The Pentagon issued a formal protest to China on Wednesday over its refusal to permit U.S. Navy ships to enter the port of Hong Kong on two occasions last week.

"We are expressing officially our displeasure with the incident," Pentagon press secretary Geoff Morrell told reporters. He said a Chinese military officer who is Beijing's defense attache in Washington was called to the Pentagon to accept the protest from a Pentagon Asia policy official. Morrell called it an "a formal protest, an official protest, complaint," for refusing port entry for two U.S. Navy minesweepers and, later, for the USS Kitty Hawk and its accompanying battle group.

Also, the Chinese foreign minister met with President Bush on Wednesday and blamed the incident on "a misunderstanding."

Morrell said that it is not yet clear whether the Chinese military officer will indeed heed the summons to come to the Pentagon. Morrell said the summons constituted the official protest, but he did not release the wording.

Navy officials have said they are most troubled by China's refusal to let the two Navy minesweepers enter Hong Kong harbor to escape an approaching storm and receive fuel. The minesweepers, the Patriot and the Guardian, were instead refueled at sea and returned safely to their home port in Japan.

In addition, the Chinese also refused to allow the Kitty Hawk, a U.S. aircraft carrier, to make a planned Thanksgiving port visit to Hong Kong.

The Kitty Hawk, which has its home port near Tokyo, was forced to return early to Japan when Chinese authorities at the last minute barred the warship and its escort vessels from entering Hong Kong harbor. Hundreds of families of sailors aboard the Kitty Hawk had flown from Japan to spend Thanksgiving weekend in Hong Kong, but had to return home after China refused the port entry.

Later Chinese officials said the Kitty Hawk could enter the port, but by then the carrier had left the area and did not return.

On Tuesday, two of the Navy's top admirals said that China's refusal was surprising and troubling.

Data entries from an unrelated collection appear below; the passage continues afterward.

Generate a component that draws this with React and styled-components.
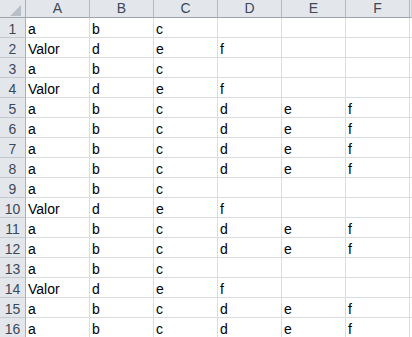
import React from "react";
import styled, { createGlobalStyle } from "styled-components";

const Global = createGlobalStyle`
  html, body { margin: 0; padding: 0; background: #ffffff; overflow: hidden; }
  body { font-family: "Liberation Sans", Arial, sans-serif; }
`;

const Sheet = styled.div`
  display: grid;
  grid-template-columns: 26px repeat(6, 64px) minmax(0, 1fr);
  grid-template-rows: 18px;
  grid-auto-rows: 20px;
  width: 100%;
  overflow: hidden;
`;

const Corner = styled.div`
  position: relative;
  box-sizing: border-box;
  background: #e3e7ec;
  border-right: 1px solid #a9b0b8;
  border-bottom: 1px solid #9ea4ab;
`;

const CornerMark = styled.svg`
  position: absolute;
  left: 10px;
  top: 5px;
`;

const ColHead = styled.div`
  box-sizing: border-box;
  background: #e3e7ec;
  border-right: 1px solid ${(p) => (p.$last ? "#cfd3d8" : "#b4bac1")};
  border-bottom: 1px solid #9ea4ab;
  color: #3d4758;
  font-size: 14px;
  line-height: 17px;
  text-align: center;
  overflow: hidden;
`;

const RowHead = styled.div`
  box-sizing: border-box;
  background: #e3e7ec;
  border-right: 1px solid #a9b0b8;
  border-bottom: 1px solid #c5cad0;
  color: #3d4758;
  font-size: 14px;
  line-height: 22px;
  text-align: center;
`;

const Cell = styled.div`
  box-sizing: border-box;
  border-right: 1px solid #dadcdf;
  border-bottom: 1px solid #dadcdf;
  color: #000000;
  font-size: 14px;
  line-height: 22px;
  padding-left: 2px;
  white-space: nowrap;
  overflow: hidden;
`;

const full = ["a", "b", "c", "d", "e", "f"];
const short = ["a", "b", "c", "", "", ""];
const valor = ["Valor", "d", "e", "f", "", ""];

const rows = [
  short, valor, short, valor, full, full, full, full,
  short, valor, full, full, short, valor, full, full,
];

const cols = ["A", "B", "C", "D", "E", "F"];

export default function App() {
  return (
    <>
      <Global />
      <Sheet>
        <Corner>
          <CornerMark width="11" height="11" viewBox="0 0 11 11">
            <polygon points="11,0 11,11 0,11" fill="#b9bfc6" />
          </CornerMark>
        </Corner>
        {cols.map((c) => (
          <ColHead key={c}>{c}</ColHead>
        ))}
        <ColHead $last />
        {rows.map((r, i) => (
          <React.Fragment key={i}>
            <RowHead>{i + 1}</RowHead>
            {r.map((v, j) => (
              <Cell key={j}>{v}</Cell>
            ))}
            <Cell />
          </React.Fragment>
        ))}
      </Sheet>
    </>
  );
}
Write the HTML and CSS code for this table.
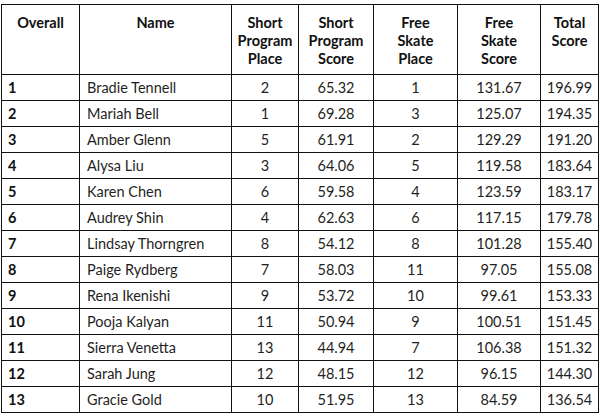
FILE: index.html
```html
<!DOCTYPE html>
<html>
<head>
<meta charset="utf-8">
<link rel="stylesheet" href="styles.css">
</head>
<body>
<table class="results">
  <colgroup>
    <col class="c1"><col class="c2"><col class="c3"><col class="c4"><col class="c5"><col class="c6"><col class="c7">
  </colgroup>
  <thead>
    <tr>
      <th>Overall</th>
      <th>Name</th>
      <th>Short<br>Program<br>Place</th>
      <th>Short<br>Program<br>Score</th>
      <th>Free<br>Skate<br>Place</th>
      <th>Free<br>Skate<br>Score</th>
      <th>Total<br>Score</th>
    </tr>
  </thead>
  <tbody>
    <tr><td class="rank">1</td><td class="name">Bradie Tennell</td><td>2</td><td>65.32</td><td>1</td><td>131.67</td><td>196.99</td></tr>
    <tr><td class="rank">2</td><td class="name">Mariah Bell</td><td>1</td><td>69.28</td><td>3</td><td>125.07</td><td>194.35</td></tr>
    <tr><td class="rank">3</td><td class="name">Amber Glenn</td><td>5</td><td>61.91</td><td>2</td><td>129.29</td><td>191.20</td></tr>
    <tr><td class="rank">4</td><td class="name">Alysa Liu</td><td>3</td><td>64.06</td><td>5</td><td>119.58</td><td>183.64</td></tr>
    <tr><td class="rank">5</td><td class="name">Karen Chen</td><td>6</td><td>59.58</td><td>4</td><td>123.59</td><td>183.17</td></tr>
    <tr><td class="rank">6</td><td class="name">Audrey Shin</td><td>4</td><td>62.63</td><td>6</td><td>117.15</td><td>179.78</td></tr>
    <tr><td class="rank">7</td><td class="name">Lindsay Thorngren</td><td>8</td><td>54.12</td><td>8</td><td>101.28</td><td>155.40</td></tr>
    <tr><td class="rank">8</td><td class="name">Paige Rydberg</td><td>7</td><td>58.03</td><td>11</td><td>97.05</td><td>155.08</td></tr>
    <tr><td class="rank">9</td><td class="name">Rena Ikenishi</td><td>9</td><td>53.72</td><td>10</td><td>99.61</td><td>153.33</td></tr>
    <tr><td class="rank">10</td><td class="name">Pooja Kalyan</td><td>11</td><td>50.94</td><td>9</td><td>100.51</td><td>151.45</td></tr>
    <tr><td class="rank">11</td><td class="name">Sierra Venetta</td><td>13</td><td>44.94</td><td>7</td><td>106.38</td><td>151.32</td></tr>
    <tr><td class="rank">12</td><td class="name">Sarah Jung</td><td>12</td><td>48.15</td><td>12</td><td>96.15</td><td>144.30</td></tr>
    <tr><td class="rank">13</td><td class="name">Gracie Gold</td><td>10</td><td>51.95</td><td>13</td><td>84.59</td><td>136.54</td></tr>
  </tbody>
</table>
</body>
</html>
```
FILE: styles.css
```css
html, body {
  margin: 0;
  padding: 0;
  background: #fff;
}
body {
  padding: 4px 0 0 1px;
  font-family: Lato, "Open Sans", sans-serif;
  color: #1f1f24;
}
.results {
  border-collapse: collapse;
  table-layout: fixed;
  width: 598px;
}
.c1 { width: 78px; }
.c2 { width: 152px; }
.c3 { width: 67px; }
.c4 { width: 75px; }
.c5 { width: 84px; }
.c6 { width: 83px; }
.c7 { width: 58px; }
.results th, .results td {
  border: 1px solid #111;
  padding: 0;
}
.results th {
  font-weight: 700;
  font-size: 14.5px;
  line-height: 18px;
  height: 70px;
  vertical-align: top;
  padding-top: 9px;
  text-align: center;
  box-sizing: border-box;
  color: #111;
}
.results td {
  height: 24px;
  font-size: 14.5px;
  text-align: center;
  vertical-align: middle;
  line-height: 18px;
  padding-top: 1px;
}
.results td.rank {
  text-align: left;
  padding-left: 6px;
  font-weight: 700;
  color: #111;
}
.results td.name {
  text-align: left;
  padding-left: 7px;
}
```
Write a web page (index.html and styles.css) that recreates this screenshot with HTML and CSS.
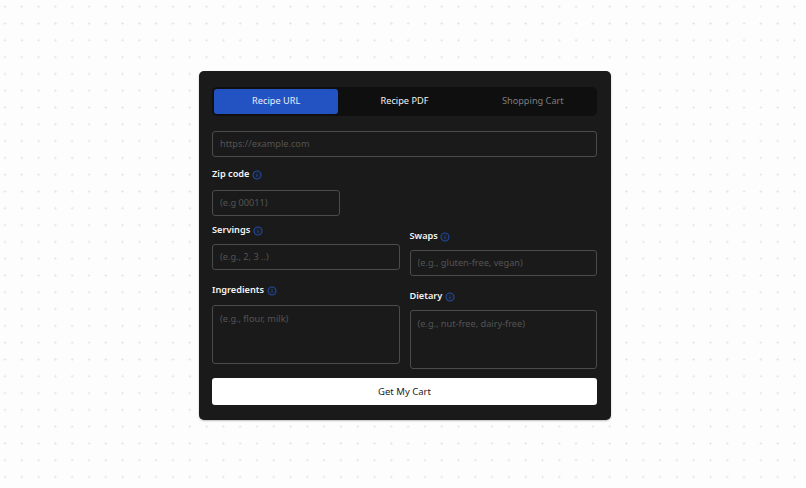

"This is perplexing. It's not helpful," Adm. Timothy Keating, commander of U.S. Pacific Command, told reporters in a videoteleconference from his headquarters at Camp Smith, Hawaii. He also called it distressing and irritating but later said it should not be viewed as "calamitous."

"It's not, in our view, conduct that is indicative of a country that understands its obligations as a responsible nation," he said, adding that he hopes it does not indicate a lasting blockage of port visits.

China's foreign minister, in the meeting with Bush, blamed "a misunderstanding" for the refusal to allow a flotilla of U.S. warships to make a port call in Hong Kong for a Thanksgiving holiday visit.

Bush raised the issue with Foreign Minister Yang Jiechi when he visited the Oval Office for talks about North Korea, Iran and other issues. The incident added an unusual twist to China-U.S. relations, strained in recent months by disputes over trade and Iran's nuclear program.

"Foreign Minister Yang assured the president that it was a misunderstanding," White House press secretary Dana Perino said. She said she could not explain the nature of the misunderstanding.

The aircraft carrier USS Kitty Hawk and members of its strike group, including a nuclear submarine, were scheduled to dock in Hong Kong for a four-day visit. At the same time hundreds of sailors' families had flown to the city to spend the holiday with loved ones, dozens of Americans living in Hong Kong had prepared turkey dinners for those without relatives.

Hong Kong has long been a favored port of call for the U.S. military but Beijing's approval has been required since July 1, 1997, when Britain handed this former colony back to China. Hong Kong's Marine Department, which handles logistic arrangements for ships docking in Hong Kong's deep-water port, said it had not received the documentation it normally would receive from other agencies clearing the arrival of foreign military ships.